Real example: A neo-banking startup uses Stripe for payments and Plaid for account connections. But they built custom user interfaces, risk models, and mobile experiences. The result: differentiated product, fast launch, maintained margins. They get the speed of platforms plus the control of custom.

  • Payment processing: Use Stripe, Square, or PayPal.
  • KYC/AML: Use Plaid, Jumio, or Onfido—or build custom if you need differentiation.
  • Fraud detection: Use platform-provided tools initially, build custom models as you scale.
  • Core product logic: Always custom. This is where differentiation lives.
  • Integration layer: Custom APIs connecting your product to payment and compliance platforms.
  • Data pipelines: Custom, so you own your financial and customer data.
The hybrid formula: 20% of your engineering effort goes to platform integrations. 80% goes to your unique product. You get platform reliability for the commodity parts and full control over what matters.

5. Timeline vs. Cost: The Real Trade-offs

Money and time are not infinite. Let's be honest about the trade-offs.

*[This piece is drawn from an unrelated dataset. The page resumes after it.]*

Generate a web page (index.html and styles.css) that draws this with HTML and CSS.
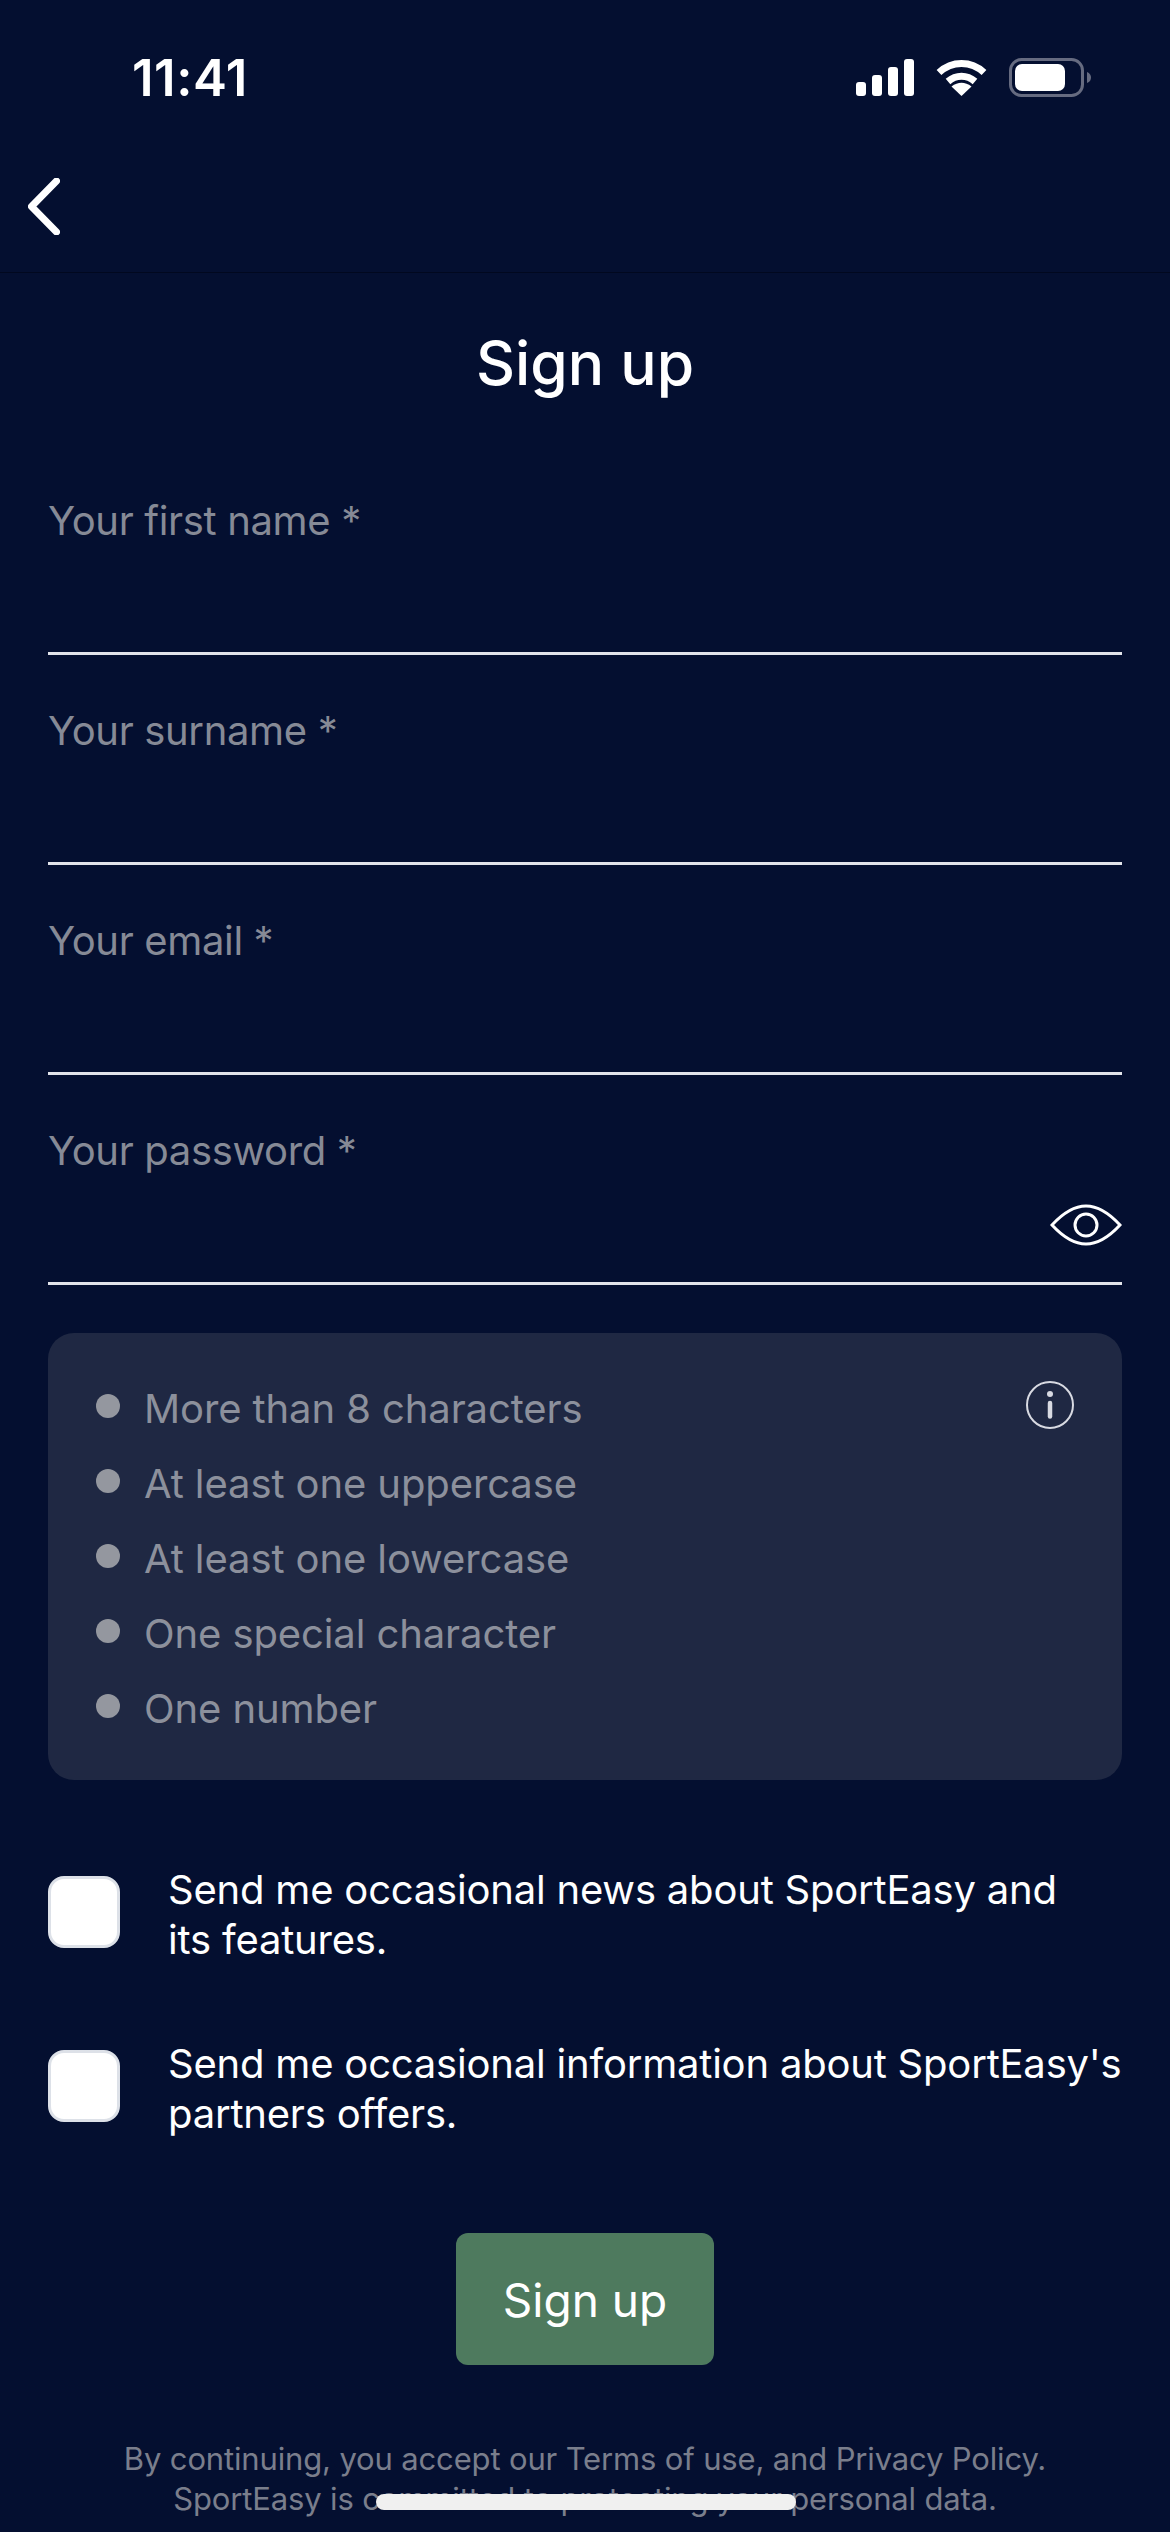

Using existing platforms gets you to MVP fast. Three months instead of nine. That matters if you are raising venture capital and need to show traction. But it also means lower margins forever. Stripe takes 2.9% + $0.30 per transaction. Plaid takes $0.25 per user per month. These fees compound. At scale, they are significant.

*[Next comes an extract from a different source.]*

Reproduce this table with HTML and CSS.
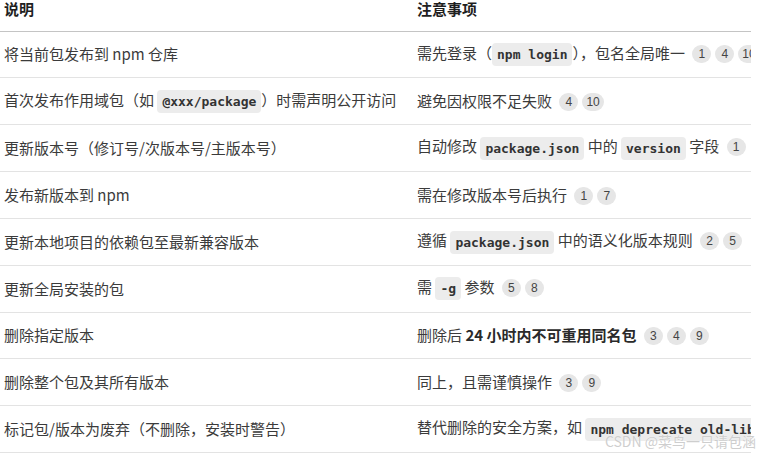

Math example: A fintech app processing $10M annually on Stripe pays $300K in fees. Build custom payment processing in-house? That costs $100-200K in engineering. Payback period: one year. After that, you pocket the savings.

Custom development costs more upfront but pays dividends over time. You need more time (9 months vs. 3 months) and a bigger team ($200K in engineering vs. $50K for MVP). But you build a defensible product with higher margins and more flexibility.

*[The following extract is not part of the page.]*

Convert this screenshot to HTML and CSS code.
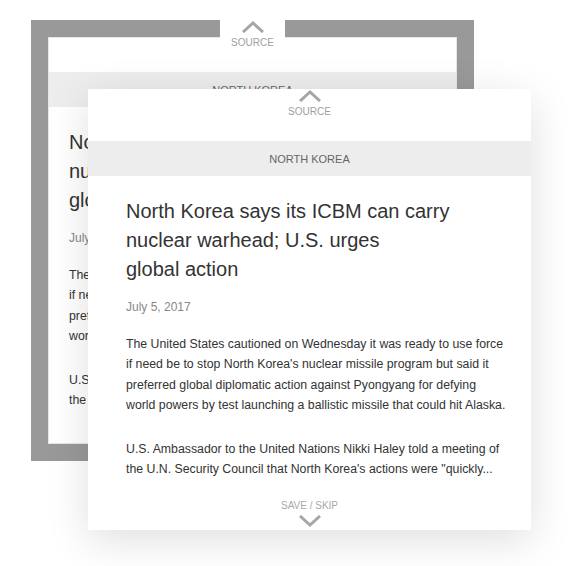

  • Platform route: $50-100K, 3 months, but 2-5% platform fees forever.
  • Custom route: $200-500K, 9 months, but 0% fees and full control.
  • Hybrid route: $100-200K, 6 months, and moderate platform fees on specific functions.

The question: what is your timeline to profitability or exit? Raise venture capital and need to move fast? Go hybrid or platform-first. Bootstrap and willing to invest upfront? Go custom. Neither answer is wrong. They are just different bets.

6. Making Your Choice

Here is the decision tree for fintech specifically:

  • Are you differentiated by unique financial algorithms or underwriting logic? → Yes: build custom. No: use platforms.
  • Do you need to comply with specific regulatory frameworks that platforms do not support? → Yes: build custom. No: platforms are fine.
  • Do your customers demand custom integrations or SLAs? → Yes: build custom. No: platforms work.
  • Are you targeting a specific vertical or use case that platforms do not serve well? → Yes: build custom. No: platforms are faster.
  • Can you accept platform fees at scale, or do you need margin control? → Cannot accept fees: custom. Fees are acceptable: platforms.

The honest truth: Most fintech startups should start with platforms and hybrid models. Launch fast, prove the business model, get customers and funding. Then, if the unit economics or competitive pressure demand it, migrate parts of your stack to custom development.

But if you have genuine competitive advantage in a specific domain—lending to a niche market, trading algorithms, merchant services—then custom is not optional. It is the only way to capture the value you create.